→ PROBLEM DETAILS
Look through the data for the string "this". Copy every line where it is found.

→ ENTRIES
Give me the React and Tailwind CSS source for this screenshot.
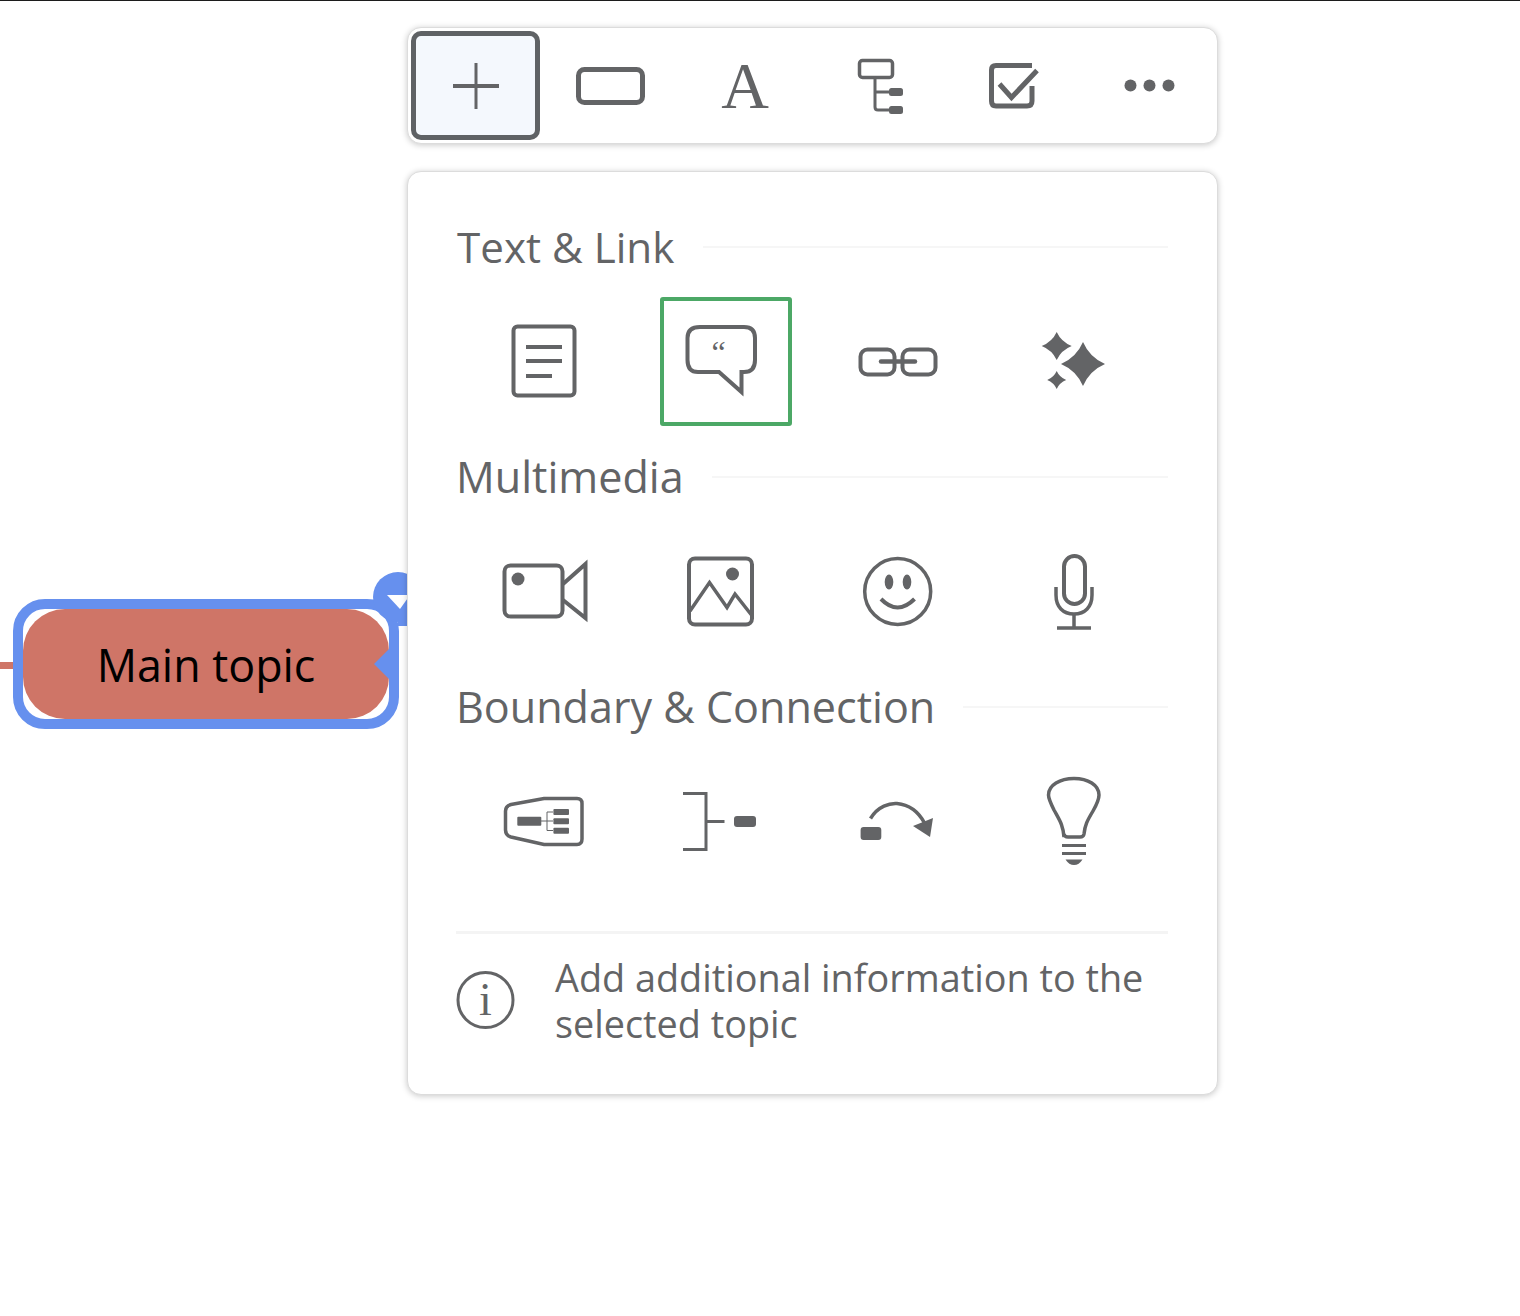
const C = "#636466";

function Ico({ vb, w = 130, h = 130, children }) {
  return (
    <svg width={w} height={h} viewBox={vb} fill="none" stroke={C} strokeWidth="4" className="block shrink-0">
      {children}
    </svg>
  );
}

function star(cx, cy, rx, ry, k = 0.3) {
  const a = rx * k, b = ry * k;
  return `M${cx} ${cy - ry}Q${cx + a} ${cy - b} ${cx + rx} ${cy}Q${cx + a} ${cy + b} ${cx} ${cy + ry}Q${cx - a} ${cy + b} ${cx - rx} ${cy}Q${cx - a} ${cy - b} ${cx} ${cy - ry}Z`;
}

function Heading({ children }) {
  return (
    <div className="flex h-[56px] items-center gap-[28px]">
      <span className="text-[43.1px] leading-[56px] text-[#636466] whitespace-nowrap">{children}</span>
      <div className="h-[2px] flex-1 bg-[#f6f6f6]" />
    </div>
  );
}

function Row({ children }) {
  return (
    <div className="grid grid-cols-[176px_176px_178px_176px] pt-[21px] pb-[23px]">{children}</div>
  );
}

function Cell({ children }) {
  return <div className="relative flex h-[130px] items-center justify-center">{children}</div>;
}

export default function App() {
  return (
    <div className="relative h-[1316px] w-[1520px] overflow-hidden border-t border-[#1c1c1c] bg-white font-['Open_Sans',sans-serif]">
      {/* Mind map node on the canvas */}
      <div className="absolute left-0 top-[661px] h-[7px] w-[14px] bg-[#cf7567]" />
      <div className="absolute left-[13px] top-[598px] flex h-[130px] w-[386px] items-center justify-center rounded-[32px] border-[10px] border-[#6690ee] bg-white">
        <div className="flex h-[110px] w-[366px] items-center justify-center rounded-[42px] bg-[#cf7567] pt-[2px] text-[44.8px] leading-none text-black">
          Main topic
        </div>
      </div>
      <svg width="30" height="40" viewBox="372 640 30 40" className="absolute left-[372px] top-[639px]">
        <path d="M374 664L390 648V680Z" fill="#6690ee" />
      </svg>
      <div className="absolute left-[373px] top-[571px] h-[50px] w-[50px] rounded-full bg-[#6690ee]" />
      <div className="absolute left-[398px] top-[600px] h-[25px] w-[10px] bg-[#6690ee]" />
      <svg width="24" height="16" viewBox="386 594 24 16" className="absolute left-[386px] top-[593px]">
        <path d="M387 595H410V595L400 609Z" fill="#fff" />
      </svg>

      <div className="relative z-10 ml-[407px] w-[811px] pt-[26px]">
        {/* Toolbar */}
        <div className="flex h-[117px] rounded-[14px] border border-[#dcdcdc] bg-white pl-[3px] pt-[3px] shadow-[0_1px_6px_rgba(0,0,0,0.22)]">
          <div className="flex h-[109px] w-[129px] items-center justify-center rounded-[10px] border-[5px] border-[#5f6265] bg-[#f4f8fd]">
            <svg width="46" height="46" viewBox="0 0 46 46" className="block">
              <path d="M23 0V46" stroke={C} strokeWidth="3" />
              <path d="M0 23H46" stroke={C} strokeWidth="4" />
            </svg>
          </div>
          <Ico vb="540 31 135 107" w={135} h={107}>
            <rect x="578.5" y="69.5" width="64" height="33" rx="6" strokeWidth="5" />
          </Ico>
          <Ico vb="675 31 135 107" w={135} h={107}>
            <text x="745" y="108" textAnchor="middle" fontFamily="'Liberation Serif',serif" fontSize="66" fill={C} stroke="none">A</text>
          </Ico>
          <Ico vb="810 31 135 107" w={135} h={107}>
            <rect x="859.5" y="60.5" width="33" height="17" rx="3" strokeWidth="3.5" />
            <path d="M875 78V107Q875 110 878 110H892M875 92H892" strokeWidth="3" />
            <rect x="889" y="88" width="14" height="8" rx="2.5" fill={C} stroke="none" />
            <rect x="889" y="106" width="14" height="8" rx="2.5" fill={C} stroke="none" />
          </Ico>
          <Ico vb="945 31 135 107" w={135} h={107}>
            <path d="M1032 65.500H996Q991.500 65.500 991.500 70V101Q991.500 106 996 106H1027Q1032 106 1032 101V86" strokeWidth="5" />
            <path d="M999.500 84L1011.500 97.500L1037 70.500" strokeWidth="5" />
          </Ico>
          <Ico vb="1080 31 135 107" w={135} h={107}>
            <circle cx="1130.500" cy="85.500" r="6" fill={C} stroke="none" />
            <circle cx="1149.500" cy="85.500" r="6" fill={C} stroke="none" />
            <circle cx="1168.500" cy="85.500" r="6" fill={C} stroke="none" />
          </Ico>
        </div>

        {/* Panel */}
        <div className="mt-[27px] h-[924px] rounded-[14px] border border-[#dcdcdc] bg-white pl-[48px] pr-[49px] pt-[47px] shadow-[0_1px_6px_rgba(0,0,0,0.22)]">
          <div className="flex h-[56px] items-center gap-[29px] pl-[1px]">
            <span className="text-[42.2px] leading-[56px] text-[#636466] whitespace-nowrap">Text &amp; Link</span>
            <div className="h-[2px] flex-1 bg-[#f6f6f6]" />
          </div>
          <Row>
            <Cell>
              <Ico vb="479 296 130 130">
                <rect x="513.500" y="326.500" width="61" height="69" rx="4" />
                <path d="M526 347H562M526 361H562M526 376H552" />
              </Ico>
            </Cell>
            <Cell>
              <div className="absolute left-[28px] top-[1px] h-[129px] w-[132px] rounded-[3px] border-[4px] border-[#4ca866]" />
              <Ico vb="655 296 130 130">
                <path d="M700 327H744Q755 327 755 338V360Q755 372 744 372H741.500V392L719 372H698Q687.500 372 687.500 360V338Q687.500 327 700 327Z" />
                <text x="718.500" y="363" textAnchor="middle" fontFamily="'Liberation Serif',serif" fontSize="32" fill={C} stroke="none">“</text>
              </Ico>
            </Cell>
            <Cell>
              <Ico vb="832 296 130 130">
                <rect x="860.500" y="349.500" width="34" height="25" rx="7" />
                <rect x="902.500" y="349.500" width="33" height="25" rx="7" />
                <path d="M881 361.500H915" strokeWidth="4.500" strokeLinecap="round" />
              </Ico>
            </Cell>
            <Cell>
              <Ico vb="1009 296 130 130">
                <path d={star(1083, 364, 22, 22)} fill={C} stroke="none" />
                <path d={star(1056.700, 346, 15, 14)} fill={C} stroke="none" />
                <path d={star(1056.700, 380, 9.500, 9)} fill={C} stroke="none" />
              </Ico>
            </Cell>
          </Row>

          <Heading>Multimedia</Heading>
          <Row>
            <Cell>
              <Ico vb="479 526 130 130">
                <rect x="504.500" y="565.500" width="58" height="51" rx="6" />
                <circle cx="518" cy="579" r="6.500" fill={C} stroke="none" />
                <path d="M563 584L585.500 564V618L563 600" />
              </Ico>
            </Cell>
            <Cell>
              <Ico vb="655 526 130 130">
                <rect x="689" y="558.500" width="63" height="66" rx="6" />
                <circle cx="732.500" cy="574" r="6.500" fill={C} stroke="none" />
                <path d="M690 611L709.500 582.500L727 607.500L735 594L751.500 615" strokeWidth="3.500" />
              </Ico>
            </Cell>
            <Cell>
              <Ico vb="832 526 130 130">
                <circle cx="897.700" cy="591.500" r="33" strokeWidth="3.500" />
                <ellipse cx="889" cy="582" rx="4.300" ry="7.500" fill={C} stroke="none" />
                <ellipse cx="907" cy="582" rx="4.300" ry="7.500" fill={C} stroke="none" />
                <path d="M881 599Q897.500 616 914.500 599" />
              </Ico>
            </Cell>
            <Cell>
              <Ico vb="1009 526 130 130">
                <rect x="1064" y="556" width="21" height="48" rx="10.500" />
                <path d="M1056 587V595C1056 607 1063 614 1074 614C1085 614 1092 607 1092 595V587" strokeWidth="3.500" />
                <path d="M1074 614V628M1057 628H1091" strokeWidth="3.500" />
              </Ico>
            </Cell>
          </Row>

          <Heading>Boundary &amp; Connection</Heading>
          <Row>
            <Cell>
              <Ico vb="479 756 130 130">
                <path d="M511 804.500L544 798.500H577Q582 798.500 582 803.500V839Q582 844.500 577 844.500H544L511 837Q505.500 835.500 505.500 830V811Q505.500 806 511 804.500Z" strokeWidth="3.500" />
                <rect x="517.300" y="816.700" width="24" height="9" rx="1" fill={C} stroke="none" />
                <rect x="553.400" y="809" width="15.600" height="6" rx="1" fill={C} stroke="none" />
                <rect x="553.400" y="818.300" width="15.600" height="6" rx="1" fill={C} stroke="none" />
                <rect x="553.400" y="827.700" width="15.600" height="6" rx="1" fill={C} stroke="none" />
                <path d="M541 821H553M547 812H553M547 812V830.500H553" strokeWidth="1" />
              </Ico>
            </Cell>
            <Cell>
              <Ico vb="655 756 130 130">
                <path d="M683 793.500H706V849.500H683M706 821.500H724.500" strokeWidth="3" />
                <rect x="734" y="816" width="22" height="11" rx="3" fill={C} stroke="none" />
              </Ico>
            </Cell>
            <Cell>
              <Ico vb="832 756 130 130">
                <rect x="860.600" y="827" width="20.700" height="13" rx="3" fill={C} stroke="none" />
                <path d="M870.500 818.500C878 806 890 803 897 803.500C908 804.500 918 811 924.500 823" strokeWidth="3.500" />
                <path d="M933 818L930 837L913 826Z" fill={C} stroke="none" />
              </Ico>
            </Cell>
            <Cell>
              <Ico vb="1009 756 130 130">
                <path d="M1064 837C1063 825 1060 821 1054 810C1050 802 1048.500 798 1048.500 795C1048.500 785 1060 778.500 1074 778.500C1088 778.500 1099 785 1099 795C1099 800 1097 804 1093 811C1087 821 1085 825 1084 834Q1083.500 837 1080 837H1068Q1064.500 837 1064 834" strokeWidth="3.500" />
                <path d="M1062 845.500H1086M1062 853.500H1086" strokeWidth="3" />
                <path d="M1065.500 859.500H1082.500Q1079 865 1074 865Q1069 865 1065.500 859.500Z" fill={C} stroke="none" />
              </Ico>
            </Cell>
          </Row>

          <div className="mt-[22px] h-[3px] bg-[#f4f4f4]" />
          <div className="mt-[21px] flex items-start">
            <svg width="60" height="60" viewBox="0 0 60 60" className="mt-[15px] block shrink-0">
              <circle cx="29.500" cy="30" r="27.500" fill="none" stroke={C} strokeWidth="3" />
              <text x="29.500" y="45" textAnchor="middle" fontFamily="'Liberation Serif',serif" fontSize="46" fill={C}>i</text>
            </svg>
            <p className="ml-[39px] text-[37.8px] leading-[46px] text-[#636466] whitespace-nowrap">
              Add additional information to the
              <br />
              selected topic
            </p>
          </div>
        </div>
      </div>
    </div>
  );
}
--
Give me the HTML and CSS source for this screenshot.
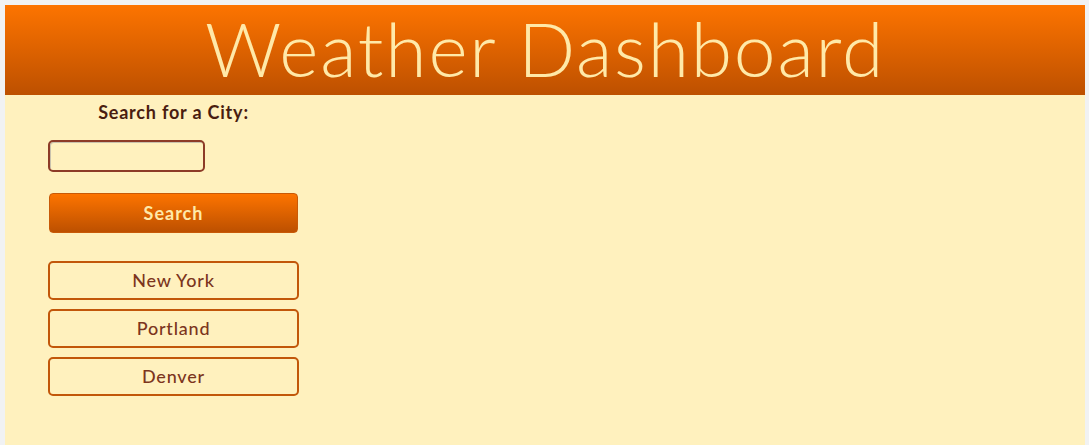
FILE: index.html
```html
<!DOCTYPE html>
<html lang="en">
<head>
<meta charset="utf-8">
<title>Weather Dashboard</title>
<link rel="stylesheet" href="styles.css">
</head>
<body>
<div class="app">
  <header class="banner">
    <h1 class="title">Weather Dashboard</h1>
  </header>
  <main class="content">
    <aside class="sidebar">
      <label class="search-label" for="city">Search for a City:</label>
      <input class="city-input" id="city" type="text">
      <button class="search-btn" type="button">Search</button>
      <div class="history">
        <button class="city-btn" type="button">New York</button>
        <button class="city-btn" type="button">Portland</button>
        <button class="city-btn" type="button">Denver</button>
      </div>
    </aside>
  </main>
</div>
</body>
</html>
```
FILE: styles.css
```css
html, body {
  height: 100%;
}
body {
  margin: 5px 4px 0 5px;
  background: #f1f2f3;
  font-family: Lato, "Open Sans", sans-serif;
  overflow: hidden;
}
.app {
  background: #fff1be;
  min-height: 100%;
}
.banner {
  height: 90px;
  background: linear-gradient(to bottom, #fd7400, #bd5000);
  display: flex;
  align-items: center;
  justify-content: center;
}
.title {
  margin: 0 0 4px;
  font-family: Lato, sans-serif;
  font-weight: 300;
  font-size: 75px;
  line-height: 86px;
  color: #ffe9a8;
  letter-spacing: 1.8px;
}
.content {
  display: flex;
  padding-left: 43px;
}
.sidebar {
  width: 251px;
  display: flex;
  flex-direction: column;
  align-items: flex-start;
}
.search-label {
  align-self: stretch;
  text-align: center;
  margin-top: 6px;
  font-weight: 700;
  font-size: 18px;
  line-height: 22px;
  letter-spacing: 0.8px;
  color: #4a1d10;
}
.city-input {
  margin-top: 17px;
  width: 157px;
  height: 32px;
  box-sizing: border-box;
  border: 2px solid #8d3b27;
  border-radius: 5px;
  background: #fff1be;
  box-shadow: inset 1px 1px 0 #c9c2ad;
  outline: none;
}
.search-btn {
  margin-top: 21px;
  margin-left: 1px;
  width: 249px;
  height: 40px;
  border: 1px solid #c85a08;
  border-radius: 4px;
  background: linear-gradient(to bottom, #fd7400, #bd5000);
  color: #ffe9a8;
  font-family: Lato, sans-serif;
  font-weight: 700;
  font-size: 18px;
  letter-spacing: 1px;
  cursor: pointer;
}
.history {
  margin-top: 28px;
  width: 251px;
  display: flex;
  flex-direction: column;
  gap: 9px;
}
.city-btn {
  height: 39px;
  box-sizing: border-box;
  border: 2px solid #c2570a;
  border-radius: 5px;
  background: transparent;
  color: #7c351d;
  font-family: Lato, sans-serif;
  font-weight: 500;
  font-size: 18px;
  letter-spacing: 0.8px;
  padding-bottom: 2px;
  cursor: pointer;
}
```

→ TASK OUTPUT
Give me the React and Tailwind CSS source for this screenshot.
Give me the HTML and CSS source for this screenshot.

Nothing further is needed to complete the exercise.